1. Draw and mark an isosceles right and an isosceles obtuse triangle.
Answer: The congruent sides of the triangles must be the sides of the right or obtuse angle.
This exercise lays the groundwork for studying the relationship between the sides and angles of a triangle in later chapters. It is important that students take the time to use a straightedge and mark the picture. Using and reading the tick marks correctly helps the students think more clearly about the concepts.
Vocab, Vocab, Vocab - If the students do not know the vocabulary well, they will have no chance at leaning the concepts and doing the exercises. Remind them that the first step is to memorize the vocabulary. This will take considerable effort and time. The student edition gives a good mnemonic device, “caving in” for remembering the word concave. Ask the students to create tricks to memorize other words and have them share their ideas.

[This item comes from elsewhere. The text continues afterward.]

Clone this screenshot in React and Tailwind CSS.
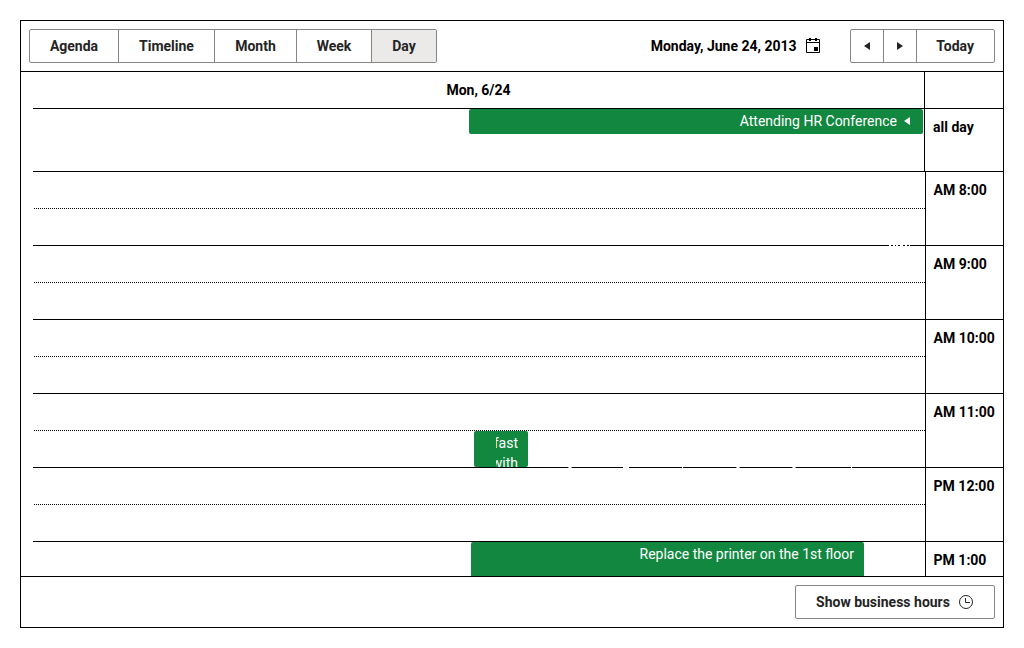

Side or Diagonal - A side of a polygon is formed by a segment connecting consecutive vertices, and a diagonal connects nonconsecutive vertices. This distinction is important when student are working out the pattern between the number of sides and the number of vertices of a polygon. It is also worth noting that all diagonals in a convex polygon are inside the figure and at least one diagonal in a concave polygon lies outside the polygon. This is an additional method to distinguish between concave and convex polygons.
Squaring in the Distance Formula - After subtracting in the distance formula, students will need to square the result. This result is often a negative number. Remind them that the square of a negative number is a positive number. After the squaring step there should be no negatives or subtraction. If they have a negative in the square root, they have made a mistake.